The Havana Silk Dog Association of America (HSDAA) was formed a few years ago. Unfortunately, the creation of the HSDAA is a political movement within our breed which has had a divisive impact
on our long-established national breed organization, The Havanese Club of America (HCA).
This group claims that dogs registered to the HSDAA are an "elite" registry of Havanese dogs who are appropriately health-screened, free of chondrodyplasia (a condition which causes bowing of
the legs and is sometimes associated with other serious health issues), and who display "true Cuban breed type." The goal of this organization is to gain recognition for the "Havana Silk Dog" as a
breed that is separate and distinct from the "American Havanese." Please understand that this organization's use of Havana Silk Dog to describe their "distinct breed" is very misleading. The term
Havana Silk Dog is a historical name for the Havanese and these dogs originated from the same dogs as the Havanese. So we are talking about the same breed; not a new, distinct, or designer
The Havanese is the native dog of Cuba and today there are many reputable Havanese breeders here in the United States. HCA, as the AKC Parent Club for Havanese, serves as caretaker of our
breed. We take pride in a proactive health program led by the HCA Health Committee. HCA developed the innovative Top Paw Health Award system to encourage health testing and recognizes those
breeders who are embracing healthy breeding program and mentoring others. All reputable Havanese breeders, whether a member of HCA or not, breed to AKC standard and do these
recommended health test. Reputable Havanese breeders would not breed a dog with any known health issues including chondrodyplasia. To learn more about the HCA health test and Top Paw
Health Awards, visit the HCA website. http://havanese.org/health
Finding a reputable Havanese breeder
Do your homework! Read about the breed and the health issues. Interview prospective breeders and ask to see proof of current health tests on their foundation dogs. Review www.offa.org data base
for health information and health certificate. Ask about how their puppies are socialized, about their health warranty, and go visit the breeder to see the environment where the puppies are raised.

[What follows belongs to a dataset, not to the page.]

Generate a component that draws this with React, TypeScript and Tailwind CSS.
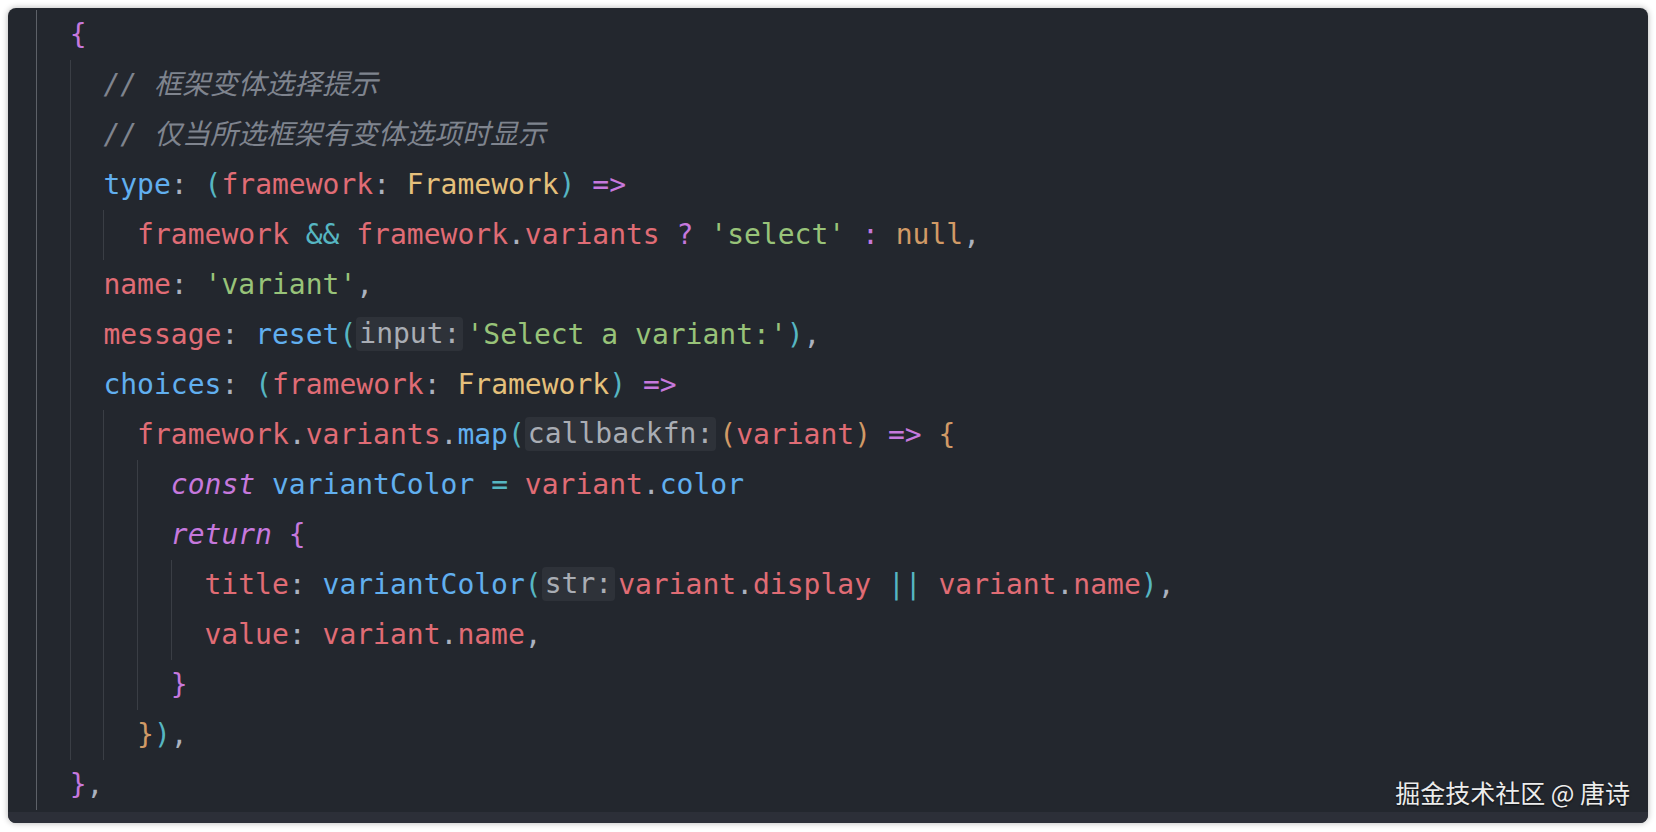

Under no circumstances should you consider buying a Havanese puppy from a pet store or a puppy broker. These puppies all come from puppy mills. Your best source for healthy puppies is the
hobby breeder who shows their dogs in conformation events, health tests their foundation stock, belongs to breed organizations, and works with other reputable breeders towards the goal of
breeding healthy Havanese puppies bred to the AKC Havanese standard. Additionally, a reputable breeder will have a health warranty on their puppies which will tell you what they will do if your
puppy develops a serious health issue. Good breeders do not want their puppies to end up in shelters and they require you to give them first option for taking the puppy back if you can no longer
care for it. A good breeder's commitment to you to take a puppy back should be for the life of the dog!